The newly developed conditions — featuring an air-stable palladium pre-catalyst COD(AlPhos-Pd)2 — have been shown to work well for a variety of coupling partners, giving high yields even for base-sensitive substrates that are troublesome to couple under previously studied conditions. Fluoroalkylamines, for example, have been reported to undergo base-promoted decomposition, but this is not the case when coupled using DBU at room temperature (pictured, bottom). Coupling substrates with alkyl halides has also been shown to work well, allowing the C–N coupled product to undergo further synthetic expansion.

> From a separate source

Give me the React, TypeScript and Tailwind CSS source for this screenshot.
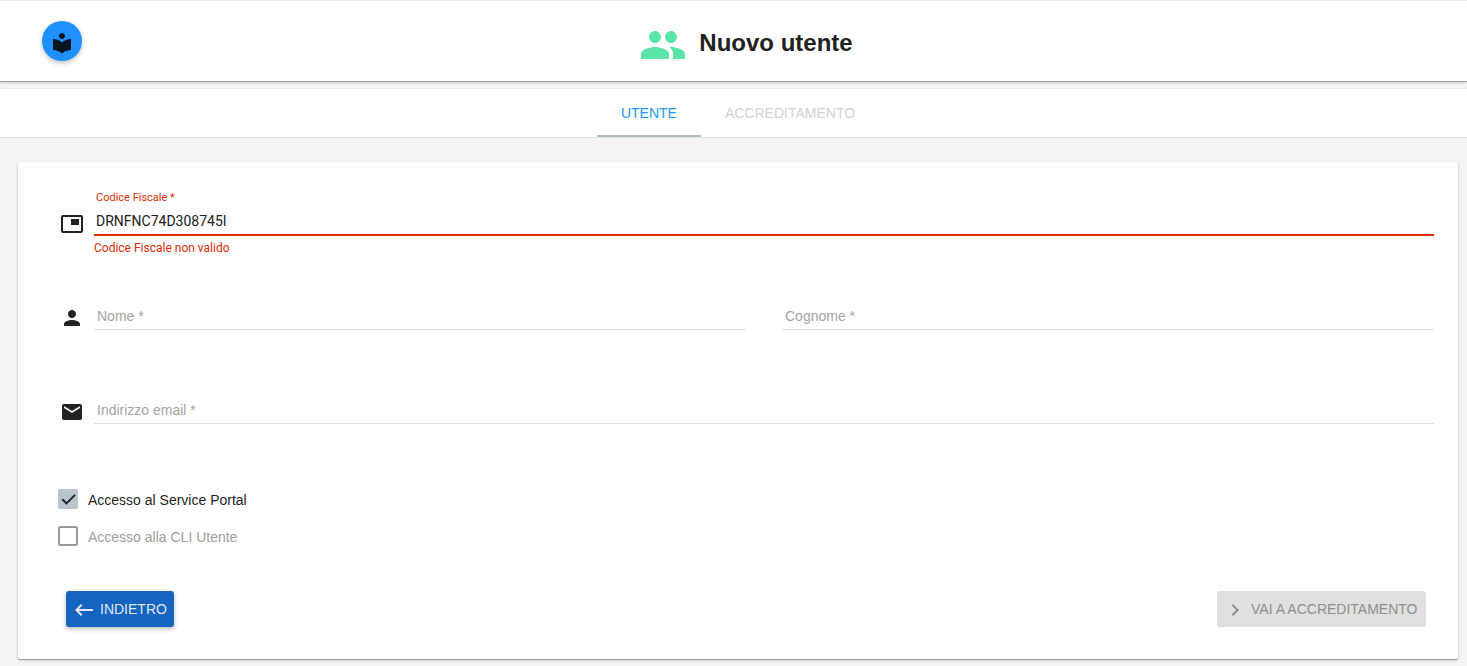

In addition to scope, Buchwald and co-workers also investigated the catalytic palladium complex, looking at how ligand size affects the electrophilicity of the palladium atom, and how this in turn affects the base strength required for efficient coupling; this enabled them to explain why AlPhos works well as a ligand in this system. They measured the magnitude of the trans phosphorus–nitrogen coupling constants in several amine-bound palladium complexes featuring ligands of varying size, and out of the ligands investigated, AlPhos led to the smallest coupling constant. This indicates that the complex featuring AlPhos has the most cationic palladium atom and therefore generates a bound amine that is more easily deprotonated — thus leading to efficient coupling even with a weak organic amine base such as DBU.